We need a tablet that runs OS X. It's a huge hole between iPad and Macbook that needs to be filled. We need a Macbook with a screen that twists and folds to a tablet - with full emulation for iOS apps.

Apple desktops and laptops will (probably) support both iOS and OS X. That means users will be able to run all those 250,000 apps on their Apple laptops and desktops! That would be very very powerful. Something that Microsoft and Google (or HP or Nokia) will not be able to duplicate (or compete with) in the foreseeable future. Wow!

Does this mean that Apple desktops and laptops will get an A4 chip addition?!

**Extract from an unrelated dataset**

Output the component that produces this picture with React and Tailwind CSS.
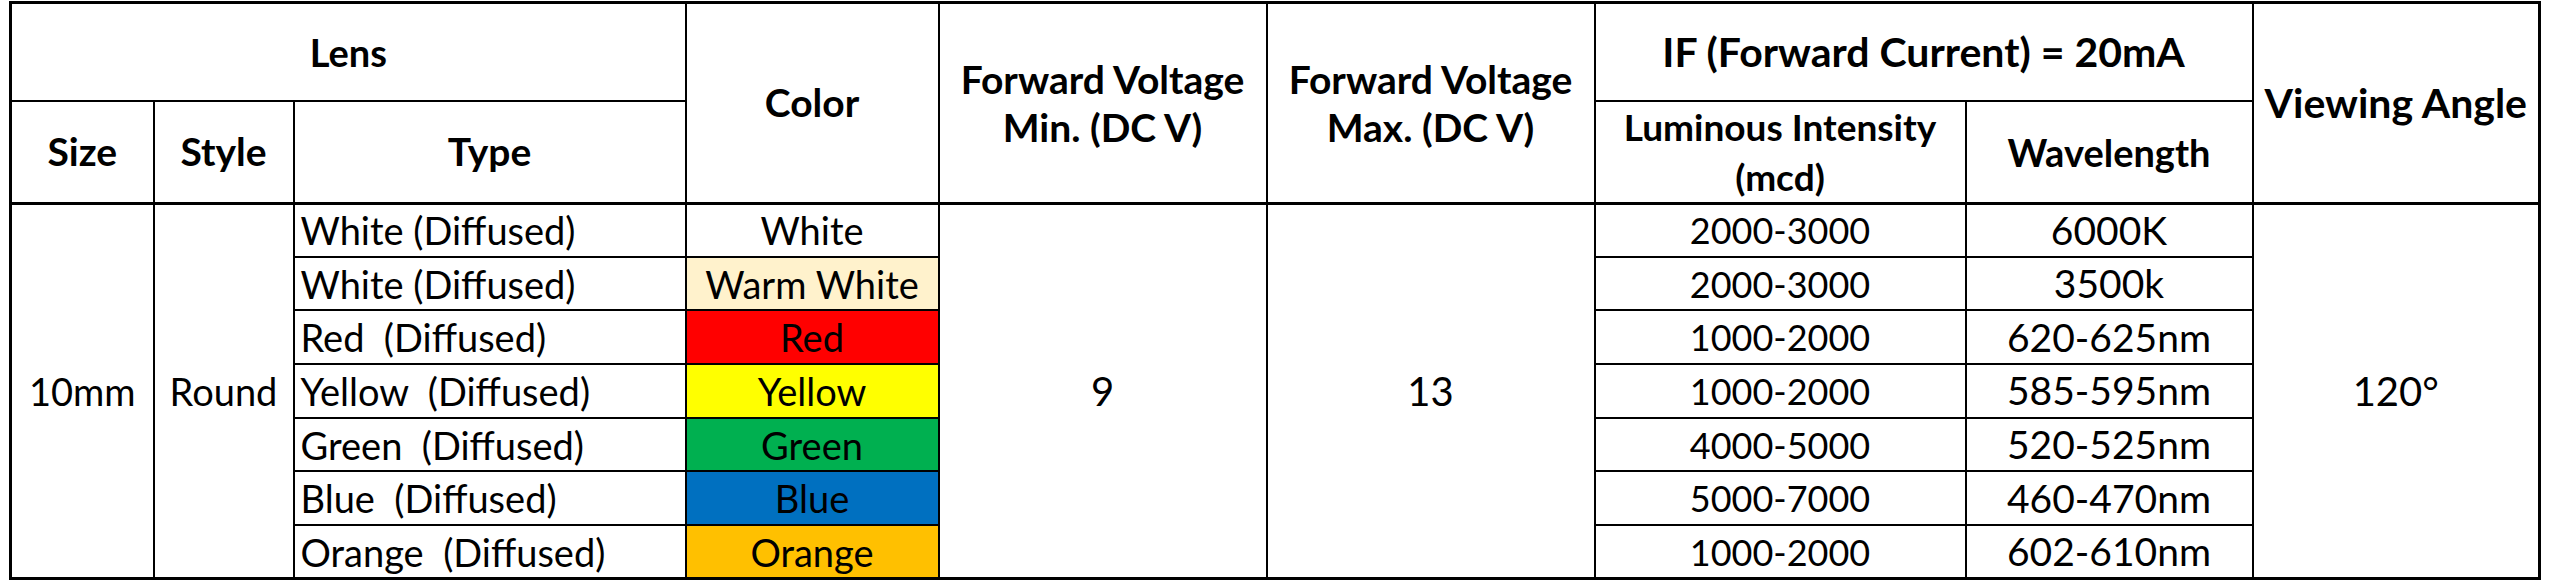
import React from 'react';

// LED spec sheet, 10mm round diffused
const rows = [
  { type: 'White (Diffused)', color: 'White', bg: 'bg-white', lum: '2000-3000', wave: '6000K' },
  { type: 'White (Diffused)', color: 'Warm White', bg: 'bg-[#fff2cc]', lum: '2000-3000', wave: '3500k' },
  { type: 'Red  (Diffused)', color: 'Red', bg: 'bg-[#ff0000]', lum: '1000-2000', wave: '620-625nm' },
  { type: 'Yellow  (Diffused)', color: 'Yellow', bg: 'bg-[#ffff00]', lum: '1000-2000', wave: '585-595nm' },
  { type: 'Green  (Diffused)', color: 'Green', bg: 'bg-[#00b050]', lum: '4000-5000', wave: '520-525nm' },
  { type: 'Blue  (Diffused)', color: 'Blue', bg: 'bg-[#0070c0]', lum: '5000-7000', wave: '460-470nm' },
  { type: 'Orange  (Diffused)', color: 'Orange', bg: 'bg-[#ffc000]', lum: '1000-2000', wave: '602-610nm' },
];

const th = 'border-2 border-black font-bold text-center align-middle p-0';
const td = 'border-2 border-black text-center align-middle p-0';

const App = () => {
  return (
    <div className="w-[2560px] h-[586px] bg-white pt-[1px] pl-[9px] font-['Lato',sans-serif] text-black">
      <table className="table-fixed border-collapse border-[3px] border-black w-[2529px] text-[38px] leading-none">
        <colgroup>
          <col className="w-[143px]" />
          <col className="w-[140px]" />
          <col className="w-[392px]" />
          <col className="w-[253px]" />
          <col className="w-[328px]" />
          <col className="w-[328px]" />
          <col className="w-[371px]" />
          <col className="w-[287px]" />
          <col className="w-[287px]" />
        </colgroup>
        <thead>
          <tr className="h-[98px]">
            <th colSpan={3} className={`${th} text-[38px]`}>Lens</th>
            <th rowSpan={2} className={`${th} text-[39px] border-b-[3px]`}>Color</th>
            <th rowSpan={2} className={`${th} text-[39px] leading-[48px] border-b-[3px]`}>
              Forward Voltage<br />Min. (DC V)
            </th>
            <th rowSpan={2} className={`${th} text-[39px] leading-[48px] border-b-[3px]`}>
              Forward Voltage<br />Max. (DC V)
            </th>
            <th colSpan={2} className={`${th} text-[41px]`}>IF (Forward Current) = 20mA</th>
            <th rowSpan={2} className={`${th} text-[41px] border-b-[3px]`}>Viewing Angle</th>
          </tr>
          <tr className="h-[102px]">
            <th className={`${th} text-[39px] border-b-[3px]`}>Size</th>
            <th className={`${th} text-[39px] border-b-[3px]`}>Style</th>
            <th className={`${th} text-[39px] border-b-[3px]`}>Type</th>
            <th className={`${th} text-[37px] leading-[50px] border-b-[3px]`}>
              Luminous Intensity<br />(mcd)
            </th>
            <th className={`${th} text-[38px] border-b-[3px]`}>Wavelength</th>
          </tr>
        </thead>
        <tbody>
          {rows.map((r, i) => (
            <tr key={i} className="h-[53.7px]">
              {i === 0 && (
                <>
                  <td rowSpan={rows.length} className={td}>10mm</td>
                  <td rowSpan={rows.length} className={td}>Round</td>
                </>
              )}
              <td className={`${td} text-left pl-[6px] whitespace-pre`}>{r.type}</td>
              <td className={`${td} ${r.bg}`}>{r.color}</td>
              {i === 0 && (
                <>
                  <td rowSpan={rows.length} className={`${td} text-[40px]`}>9</td>
                  <td rowSpan={rows.length} className={`${td} text-[40px]`}>13</td>
                </>
              )}
              <td className={`${td} text-[36px]`}>{r.lum}</td>
              <td className={`${td} text-[39px]`}>{r.wave}</td>
              {i === 0 && (
                <td rowSpan={rows.length} className={`${td} text-[40px]`}>120°</td>
              )}
            </tr>
          ))}
        </tbody>
      </table>
    </div>
  );
};

export default App;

The fact that you could plug your iPhone into the iMac touch and make calls and take calls from the iPhone confirms to me at least, that the touch OS referred to in the patent or touch UI is iOS without the marketing moniker of course (as iOS is very recent). It seems to be a seamless interaction between iPhone and iMac touch, according to the patent. I see where you make the connection to iOS. Very good.

@ Colton

If you could hold on until October, you might see this. But if not, then it could be 2011. I would hang on for one extra month when the Mac line up gets set for Christmas. But if September is your deadline, then buy now Colton.

So is a touchscreen MacBook going to be released September 2011??? If not then I'm just going to get one this September.

It could happen, to compete with Windows.

Glad to see Apple continues to innovate

sounds good.

Can you imagine the battery life iOS can get on a MacBook battery? It'll truly be a dream come true.

What is almost certainly going to happen with the Mac is Apple will transition Mac OS to touch. Probably with Mac OS 11.

A key part of this transition is all the apps will have to have Cocoa interfaces. Because then the system can do things like scale up the interface and the apps inherit those changes. Notice that Apple killed 64-bit Carbon and has given 3rd party developers plenty of time during the Snow Leopard era to rebuild their apps in 64-bit Cocoa.

It's very exciting, but it is definitely a Mac OS thing, not an iOS thing.

There is a brilliance to Apple's consumer/pro interface split that is certainly not going away. It's a major, major advantage.

Thanks for bringing this patent to us.

The patent talks about allowing the iPhone (cell phone) to work with the touch UI but not necessarily with the other UI (OSX). The changing UI shows one illustation that it's a mouse oriented UI and the other mode as noted above is clearly a touch based UI ... compaitble with working with the iPhone. So yes, I see two OSs and it makes sense to have both on one platform. Unless Apple announces anything differently, it's a no brainer.

As I read it, the patent is not concerned with switching operating systems (which would be ridiculous) but rather with switching "input modes." Am I wrong?

@ Narg

Apple's flex arm that triggers one OS to switch to another isn't done by any other PC OEM today. Thank you for your honest opinion, but it's blind to the technology that the patent presents.

How can Apple patent this? It's already been used in so many other computers already.

The obvious way to transition between Mac OS and iOS? Replace Dashboard with iOS. Done.

Hey Jack,

Good catch!

Wow!

Can you imagine video editing on something like this?

My thoughts... it's genius... I love the idea of grabbing the screen to get stuck in to iOS and pushing it away to go OS X.
So simple when you think about it; but no other tech company seems to 'get it' quite like Apple.